Selon le document, après 2014, l’Asie du Sud a été la seule région du monde comptant une proportion considérable de pauvres à maintenir une courbe de baisse substantielle. Et entre 2014 et 2019, la région a réduit de moitié son taux d’extrême pauvreté, qui est tombé à 9 %. En Afrique subsaharienne, alors que la croissance du PIB a ralenti et que la population a continué à croître rapidement, le taux de pauvreté n’a baissé que de trois points de pourcentage pour s’établir à 35 %.
« De ce fait, la part de cette région dans l’extrême pauvreté mondiale a atteint 60 % en 2019 : sur les 648 millions de personnes en situation d’extrême pauvreté dans le monde, 389 millions vivaient en Afrique subsaharienne. Ce chiffre est six fois plus élevé que la part de la région en 1990, quand elle ne représentait que 13 % du total », renseigne la Banque mondiale.
Quelles conséquences au regard des objectifs visant à mettre fin à l’extrême pauvreté dans le monde ?
Toujours d’après la source, ces tendances régionales ont des répercussions importantes sur notre capacité à réaliser le premier Objectif de développement durable, à savoir l’éradication de la pauvreté dans le monde d’ici 2030, ou l’objectif du Groupe de la Banque mondiale de réduire l’extrême pauvreté dans le monde à moins de 3 % d’ici 2030.
Et les estimations au-delà de 2019 se fondent sur les données de Mahler, Yonzan et Lakner (2020) pour 2020, et sur les prévisions de croissance des Perspectives économiques mondiales pour les années 2021 à 2024. Selon la Banque mondiale, au-delà de 2024, les projections du taux de pauvreté reposent sur la croissance moyenne historique de chaque pays sur la période 2010-2019.
Nous estimons que la pauvreté diminuera pour tomber à moins de 3 % de la population dans la plupart des régions d’ici 2030 , bien que l’insuffisance des données rende les projections incertaines pour le Moyen-Orient et l’Afrique du Nord. Néanmoins, pour qu’un tel objectif soit atteint en Afrique subsaharienne, il faudrait que chaque pays de la région connaisse une croissance environ huit fois supérieure aux taux annuels moyens enregistrés entre 2010 et 2019.
Selon un scénario plus réaliste, nous anticipons que 30 % de la population d’Afrique subsaharienne vivra encore dans l’extrême pauvreté en 2030, ce qui porterait le taux mondial d’extrême pauvreté à près de 7 % en 2030, soit plus du double de l’objectif de 3 % fixé par le Groupe de la Banque mondiale.
Combattre la fragilité
Toujours selon la Banque mondiale, les niveaux élevés de pauvreté en Afrique subsaharienne s’expliquent notamment par le lien étroit entre extrême pauvreté et situation de fragilité ou de conflit. Et seulement 10 % de la population mondiale vit dans des pays fragiles, mais ces derniers abritent 40 % des personnes vivant dans l’extrême pauvreté.
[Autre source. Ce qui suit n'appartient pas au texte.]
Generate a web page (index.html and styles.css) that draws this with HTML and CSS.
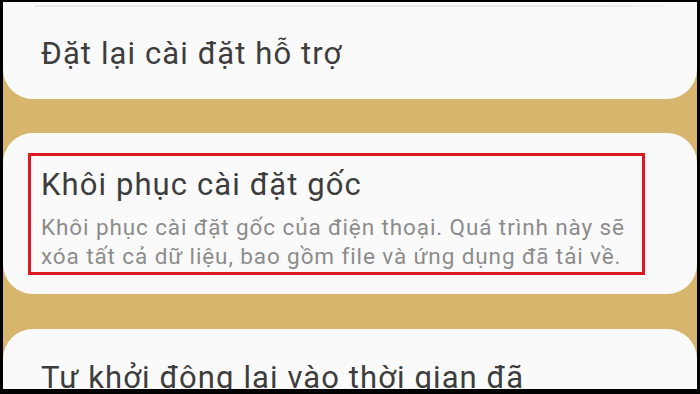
FILE: index.html
```html
<!DOCTYPE html>
<html lang="vi">
<head>
<meta charset="utf-8">
<title>Cài đặt</title>
<link rel="stylesheet" href="styles.css">
</head>
<body>
<div class="frame">
  <div class="list">
    <div class="card card-top">
      <div class="edge"></div>
      <div class="title title-top">Đặt lại cài đặt hỗ trợ</div>
    </div>
    <div class="card card-mid">
      <div class="highlight">
        <div class="title">Khôi phục cài đặt gốc</div>
        <div class="desc">Khôi phục cài đặt gốc của điện thoại. Quá trình này sẽ<br>xóa tất cả dữ liệu, bao gồm file và ứng dụng đã tải về.</div>
      </div>
    </div>
    <div class="card card-bottom">
      <div class="title">Tự khởi động lại vào thời gian đã</div>
    </div>
  </div>
</div>
</body>
</html>
```

FILE: styles.css
```css
* { box-sizing: border-box; }

html, body {
  margin: 0;
  padding: 0;
  background: #000;
}

.frame {
  width: 700px;
  height: 394px;
  border-style: solid;
  border-color: #000;
  border-width: 2px 3px 5px 3px;
  background: #d7b56d;
  overflow: hidden;
  font-family: Roboto, "Noto Sans", sans-serif;
}

.list {
  display: flex;
  flex-direction: column;
  gap: 34px;
}

.card {
  background: #fafafa;
  border-radius: 30px;
}

.card-top {
  height: 97px;
  border-radius: 0 0 30px 30px;
  padding: 0 20px 0 38px;
}

.edge {
  height: 2px;
  margin: 3px 10px 0 -6px;
  background: linear-gradient(to right, #e9e9e9 90%, #f5f5f5);
}

.title {
  font-size: 31px;
  line-height: 40px;
  letter-spacing: 1.1px;
  color: #3d3d3d;
  white-space: nowrap;
}

.title-top {
  margin-top: 27px;
}

.card-mid {
  height: 161px;
  padding: 20px 52px 0 25px;
}

.highlight {
  border: 3px solid #dc1a20;
  height: 122px;
  padding: 9px 0 0 10px;
}

.desc {
  margin-top: 8px;
  font-size: 22.5px;
  line-height: 29px;
  letter-spacing: 0.9px;
  color: #8c8c8c;
  white-space: nowrap;
}

.card-bottom {
  height: 120px;
  margin-top: 1px;
  padding: 29px 0 0 38px;
}
```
« Sur les 46 pays africains pour lesquels on dispose de données sur le suivi de la pauvreté, 19 étaient en situation de fragilité et de conflit en 2019. Il s’agit notamment du Nigéria, le pays le plus peuplé de la région, qui a enregistré peu de progrès dans la réduction de la pauvreté au cours de la décennie précédant la pandémie. Il d’agit également de la République démocratique du Congo, le deuxième pays le plus pauvre de la région, où plus de la moitié de la population vivait dans l’extrême pauvreté en 2019 », précise-t-on dans le document.
Et le document de rajouter : « La fragilité a également contribué à la hausse de la pauvreté au Moyen-Orient et en Afrique du Nord. Les taux d’extrême pauvreté y sont encore relativement faibles, mais il s’agit de la seule région où les niveaux de pauvreté ont augmenté depuis 2014, sous l’effet principalement de la situation des économies fragiles et touchées par des conflits ».
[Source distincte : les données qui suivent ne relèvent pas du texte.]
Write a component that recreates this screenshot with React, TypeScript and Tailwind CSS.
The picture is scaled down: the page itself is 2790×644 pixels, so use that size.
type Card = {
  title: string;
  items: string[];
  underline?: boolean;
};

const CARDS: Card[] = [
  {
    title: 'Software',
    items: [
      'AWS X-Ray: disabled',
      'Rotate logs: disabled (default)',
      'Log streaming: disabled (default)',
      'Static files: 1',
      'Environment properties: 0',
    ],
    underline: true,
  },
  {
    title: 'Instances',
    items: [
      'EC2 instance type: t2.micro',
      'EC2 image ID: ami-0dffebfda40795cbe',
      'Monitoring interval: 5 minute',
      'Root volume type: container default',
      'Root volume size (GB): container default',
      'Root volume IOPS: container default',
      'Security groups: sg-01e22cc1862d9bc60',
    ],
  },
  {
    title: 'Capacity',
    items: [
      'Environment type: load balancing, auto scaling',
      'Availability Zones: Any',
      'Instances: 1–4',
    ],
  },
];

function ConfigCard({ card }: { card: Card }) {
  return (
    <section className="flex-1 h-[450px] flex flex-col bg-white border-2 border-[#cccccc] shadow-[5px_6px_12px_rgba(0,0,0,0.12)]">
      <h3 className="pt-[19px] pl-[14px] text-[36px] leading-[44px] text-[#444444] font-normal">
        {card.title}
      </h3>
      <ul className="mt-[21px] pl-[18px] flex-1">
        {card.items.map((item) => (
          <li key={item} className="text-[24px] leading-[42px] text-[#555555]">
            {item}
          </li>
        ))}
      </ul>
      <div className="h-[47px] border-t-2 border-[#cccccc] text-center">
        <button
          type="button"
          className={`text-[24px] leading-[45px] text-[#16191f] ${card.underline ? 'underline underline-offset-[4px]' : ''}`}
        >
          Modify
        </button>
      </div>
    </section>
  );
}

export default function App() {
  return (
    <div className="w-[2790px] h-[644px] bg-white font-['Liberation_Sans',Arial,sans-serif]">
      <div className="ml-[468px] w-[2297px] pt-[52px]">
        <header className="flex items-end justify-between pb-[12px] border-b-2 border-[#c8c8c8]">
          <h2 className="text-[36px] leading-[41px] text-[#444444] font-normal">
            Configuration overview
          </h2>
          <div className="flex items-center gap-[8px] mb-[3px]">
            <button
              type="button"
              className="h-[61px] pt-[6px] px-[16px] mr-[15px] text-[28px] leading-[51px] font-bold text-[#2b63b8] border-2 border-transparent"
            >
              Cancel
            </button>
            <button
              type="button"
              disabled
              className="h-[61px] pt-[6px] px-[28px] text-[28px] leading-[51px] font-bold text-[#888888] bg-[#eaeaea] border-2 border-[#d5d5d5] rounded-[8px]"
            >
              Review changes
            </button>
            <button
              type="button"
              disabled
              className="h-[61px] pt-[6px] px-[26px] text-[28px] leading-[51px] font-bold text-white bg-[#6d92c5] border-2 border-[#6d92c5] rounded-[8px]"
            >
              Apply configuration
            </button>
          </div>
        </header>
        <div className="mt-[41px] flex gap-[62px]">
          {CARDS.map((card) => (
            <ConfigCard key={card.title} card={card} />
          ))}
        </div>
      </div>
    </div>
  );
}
La Banque mondiale estime que les dernières données pour la région indiquent un taux d’extrême pauvreté de 7,5 %, soit trois fois plus qu’en 2014. Et cependant, les estimations pour le Moyen-Orient et l’Afrique du Nord sont marquées par un fort degré d’incertitude.
« En raison de l’absence de données d’enquête récentes pour certains pays, le taux de couverture des données dans la région est passé sous la barre des 50 % en 2019, ce qui empêche la publication d’une estimation régionale de la pauvreté. Les dernières données datent de 2018 », explique-t-on dans le document.